AIM OF THE EXERCISE — Across all the lines below, how many contain the string "index"? Please reply with the number only.

GIVEN MATERIAL —

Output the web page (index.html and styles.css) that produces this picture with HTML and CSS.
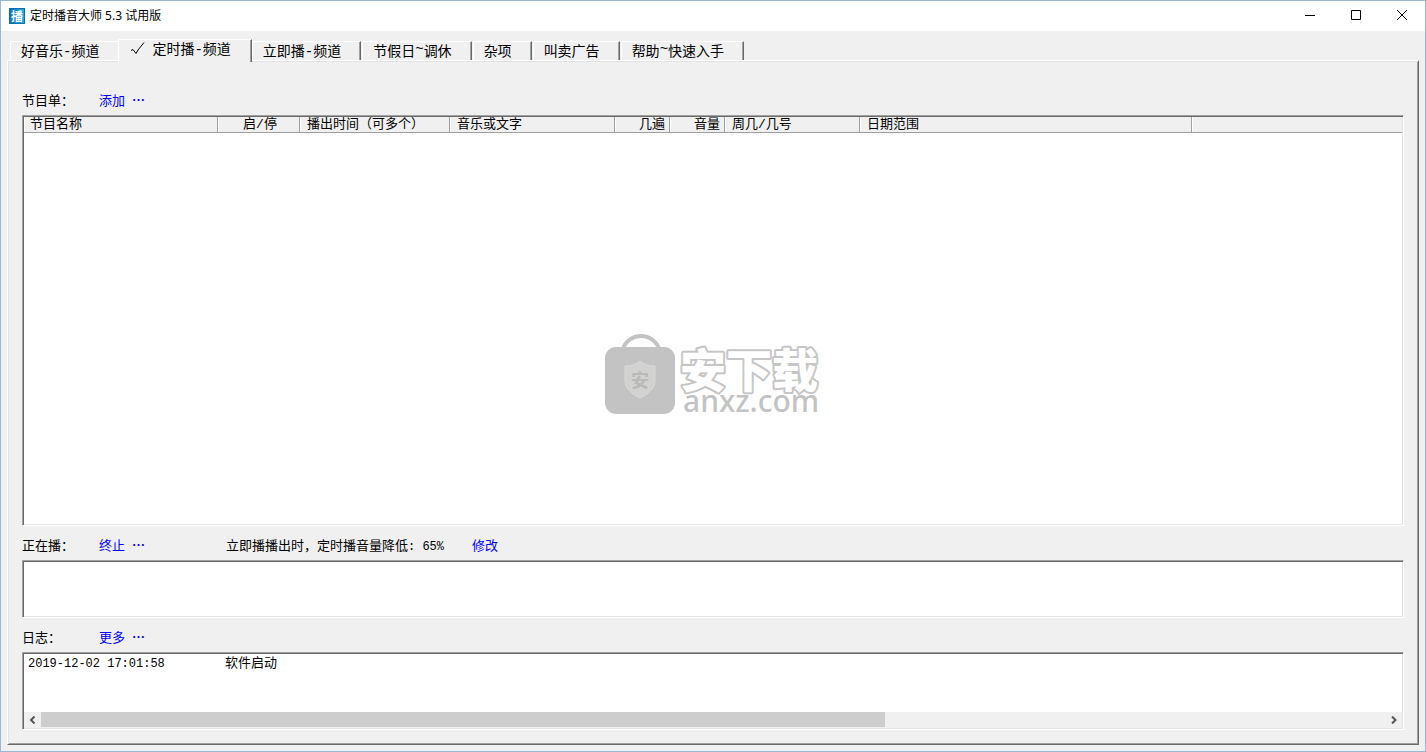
FILE: index.html
```html
<!DOCTYPE html>
<html lang="zh-CN">
<head>
<meta charset="utf-8">
<title>定时播音大师 5.3 试用版</title>
<link rel="stylesheet" href="styles.css">
</head>
<body>
<div class="window">
  <header class="titlebar">
    <span class="app-icon" aria-hidden="true">播</span>
    <h1 class="title">定时播音大师 5.3 试用版</h1>
    <div class="window-buttons">
      <button class="window-button" type="button" aria-label="最小化"><svg width="12" height="12" viewBox="0 0 12 12"><path d="M1 5.5H11"/></svg></button>
      <button class="window-button" type="button" aria-label="最大化"><svg width="12" height="12" viewBox="0 0 12 12"><path d="M1.5 0.5H10.5V9.500H1.5Z"/></svg></button>
      <button class="window-button" type="button" aria-label="关闭"><svg width="12" height="12" viewBox="0 0 12 12"><path d="M1 0L11 10M11 0L1 10"/></svg></button>
    </div>
  </header>
  <main class="content">
    <div class="tabs" role="tablist">
      <button class="tab" type="button" role="tab">好音乐-频道</button>
      <button class="tab tab-selected" type="button" role="tab" aria-selected="true"><svg class="check" width="15" height="14" viewBox="0 0 15 14" aria-hidden="true"><path d="M1 8.500L3 7.500L6 11.500M6 11.500L8 8L14 0.500"/></svg>定时播-频道</button>
      <button class="tab" type="button" role="tab">立即播-频道</button>
      <button class="tab" type="button" role="tab">节假日<span class="tilde">~</span>调休</button>
      <button class="tab" type="button" role="tab">杂项</button>
      <button class="tab" type="button" role="tab">叫卖广告</button>
      <button class="tab" type="button" role="tab">帮助<span class="tilde">~</span>快速入手</button>
    </div>
    <section class="panel" role="tabpanel">
      <div class="caption">
        <span>节目单：</span>
        <a class="link" href="#add">添加<span class="dots">…</span></a>
      </div>
      <div class="box program-box">
        <table class="programs">
          <colgroup>
            <col class="col-name"><col class="col-state"><col class="col-time"><col class="col-music"><col class="col-count"><col class="col-count"><col class="col-week"><col class="col-range"><col>
          </colgroup>
          <thead>
            <tr>
              <th>节目名称</th>
              <th class="center">启/停</th>
              <th>播出时间（可多个）</th>
              <th>音乐或文字</th>
              <th class="right">几遍</th>
              <th class="right">音量</th>
              <th>周几/几号</th>
              <th>日期范围</th>
              <th></th>
            </tr>
          </thead>
        </table>
        <svg class="watermark" width="216" height="92" viewBox="0 0 216 92" role="img" aria-label="安下载 anxz.com">
          <path class="handle" d="M18 19C24 -1 50 -1 56 19"/>
          <rect class="bag" x="1" y="15" width="70" height="67" rx="11"/>
          <path class="shield" d="M36 29C41 33 46 34 51 34V49C51 57 44 62 36 66C28 62 21 57 21 49V34C26 34 31 33 36 29Z"/>
          <text class="shield-text" x="27" y="55">安</text>
          <text class="mark-name" x="76" y="55">安下载</text>
          <text class="mark-site" x="79" y="80">anxz.com</text>
        </svg>
      </div>
      <div class="caption">
        <span>正在播：</span>
        <a class="link" href="#stop">终止<span class="dots">…</span></a>
        <span>立即播播出时，定时播音量降低<span class="latin">: 65%</span></span>
        <a class="link" href="#edit">修改</a>
      </div>
      <div class="box playing-box"></div>
      <div class="caption">
        <span>日志：</span>
        <a class="link" href="#more">更多<span class="dots">…</span></a>
      </div>
      <div class="box log-box">
        <div class="log-row"><time class="latin">2019-12-02 17:01:58</time><span>软件启动</span></div>
        <div class="scrollbar">
          <button class="scroll-button" type="button" aria-label="向左滚动"><svg width="8" height="8" viewBox="0 0 8 8"><path d="M5.500 0.500L2 4L5.500 7.500"/></svg></button>
          <div class="track"><div class="thumb"></div></div>
          <button class="scroll-button" type="button" aria-label="向右滚动"><svg width="8" height="8" viewBox="0 0 8 8"><path d="M2 0.500L5.500 4L2 7.500"/></svg></button>
        </div>
      </div>
    </section>
  </main>
</div>
</body>
</html>
```

FILE: styles.css
```css
* {
  box-sizing: border-box;
}

body {
  margin: 0;
  color: #000;
  font: 13px/18px "Liberation Mono", "Noto Sans CJK SC", monospace;
}

button {
  border: 0;
  padding: 0;
  background: none;
  color: inherit;
  font: inherit;
}

.window {
  display: flex;
  flex-direction: column;
  min-height: 100vh;
  border: 1px solid #99b8d5;
  background: #f0f0f0;
}

.titlebar {
  display: flex;
  align-items: center;
  height: 30px;
  padding-left: 8px;
  background: #fff;
}

.app-icon {
  width: 16px;
  height: 16px;
  border: 1px solid #0a6ea8;
  background: linear-gradient(90deg, #1173c0, #12b0e6);
  color: #fff;
  font: 700 12px/13px "Noto Sans CJK SC", sans-serif;
  text-align: center;
}

.title {
  flex: 1;
  margin: 0 0 0 5px;
  font: 400 12px/18px "Noto Sans", "Noto Sans CJK SC", sans-serif;
}

.window-buttons {
  display: flex;
}

.window-button {
  display: flex;
  align-items: center;
  justify-content: center;
  width: 46px;
  height: 30px;
}

.window-button path {
  fill: none;
  stroke: #000;
}

.content {
  display: flex;
  flex: 1;
  flex-direction: column;
  padding: 0 6px 6px;
}

.tabs {
  display: flex;
  align-items: flex-end;
  gap: 1px;
  padding: 8px 3px 0;
}

.tab {
  height: 19px;
  padding: 0 19px 0 10px;
  border: solid;
  border-width: 1px 1px 0;
  border-color: #fff #696969 #fff #fff;
  border-top-left-radius: 2px;
  box-shadow: inset -1px 0 #a0a0a0;
  font-size: 14px;
  line-height: 20px;
  white-space: nowrap;
}

.tab:first-child {
  border-right-color: transparent;
  box-shadow: none;
}

.tab-selected {
  z-index: 1;
  display: flex;
  align-items: flex-start;
  gap: 7px;
  height: 23px;
  margin: 0 -1px -2px -2px;
  padding: 0 20px 0 11px;
  background: #f0f0f0;
}

.check {
  margin-top: 2px;
  fill: none;
  stroke: #000;
}

.tilde {
  vertical-align: 3px;
  line-height: 0;
}

.panel {
  display: flex;
  flex: 1;
  flex-direction: column;
  padding: 30px 14px 14px;
  border: 1px solid;
  border-color: #fff #696969 #696969 #fff;
  box-shadow: inset 1px 1px #e3e3e3, inset -1px -1px #a0a0a0;
}

.caption {
  display: grid;
  grid-template-columns: 77px 127px auto auto;
  justify-content: start;
  height: 18px;
  margin-bottom: 6px;
}

.caption .link:last-child:nth-child(4) {
  margin-left: 28px;
}

.caption,
.link {
  font-family: "Noto Sans CJK SC", sans-serif;
}

.link {
  display: flex;
  gap: 7px;
  color: #0000ff;
  text-decoration: none;
}

.dots {
  font-weight: 700;
}

.latin {
  font-family: "Liberation Mono", monospace;
  font-size: 12px;
}

.caption .latin {
  line-height: 0;
}

.box {
  border: 1px solid;
  border-color: #a0a0a0 #fff #fff #a0a0a0;
  background: #fff;
  box-shadow: inset 1px 1px #696969, inset -1px -1px #e3e3e3;
}

.box + .caption {
  margin-top: 10px;
}

.program-box {
  position: relative;
  flex: 1;
  padding: 1px;
}

.programs {
  width: 100%;
  table-layout: fixed;
  border-collapse: separate;
  border-spacing: 0;
}

.programs th {
  height: 16px;
  padding: 1px 4px 0 7px;
  border-right: 1px solid #a0a0a0;
  border-bottom: 1px solid #a0a0a0;
  background: #f0f0f0;
  box-shadow: inset 1px 0 #fff;
  font-weight: 400;
  line-height: 14px;
  text-align: left;
  white-space: nowrap;
}

.programs th:first-child {
  padding-left: 6px;
}

.programs th:last-child {
  border-right: 0;
}

.programs .center {
  text-align: center;
}

.programs .right {
  text-align: right;
}

.col-name { width: 194px; }
.col-state { width: 82px; }
.col-time { width: 150px; }
.col-music { width: 165px; }
.col-count { width: 55px; }
.col-week { width: 135px; }
.col-range { width: 332px; }

.watermark {
  position: absolute;
  top: 216px;
  left: calc(50% - 109px);
}

.handle {
  fill: none;
  stroke: #c3c3c3;
  stroke-width: 4;
}

.bag {
  fill: #c3c3c3;
}

.shield {
  fill: #d2d2d0;
  stroke: #dadada;
}

.shield-text {
  fill: #b9b9b9;
  font: 700 18px "Noto Sans CJK SC", sans-serif;
}

.mark-name {
  fill: #fff;
  stroke: #c6c6c6;
  stroke-width: 4;
  stroke-linejoin: round;
  paint-order: stroke;
  font: 900 46px "Noto Sans CJK SC", sans-serif;
}

.mark-site {
  fill: #c3c3c3;
  font: 500 30px "Noto Sans", sans-serif;
}

.playing-box {
  height: 58px;
}

.log-box {
  display: flex;
  flex-direction: column;
  justify-content: space-between;
  height: 78px;
  padding: 1px;
}

.log-row {
  display: grid;
  grid-template-columns: 197px auto;
  align-items: baseline;
  justify-content: start;
  padding-left: 4px;
  font-family: "Noto Sans CJK SC", sans-serif;
  line-height: 16px;
}

.scrollbar {
  display: flex;
  height: 16px;
  background: #f0f0f0;
}

.scroll-button {
  display: flex;
  align-items: center;
  justify-content: center;
  width: 17px;
}

.scroll-button path {
  fill: none;
  stroke: #555;
  stroke-width: 2;
}

.track {
  flex: 1;
}

.thumb {
  width: 62.8%;
  height: 15px;
  background: #cdcdcd;
}
```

WORKED SOLUTION — 3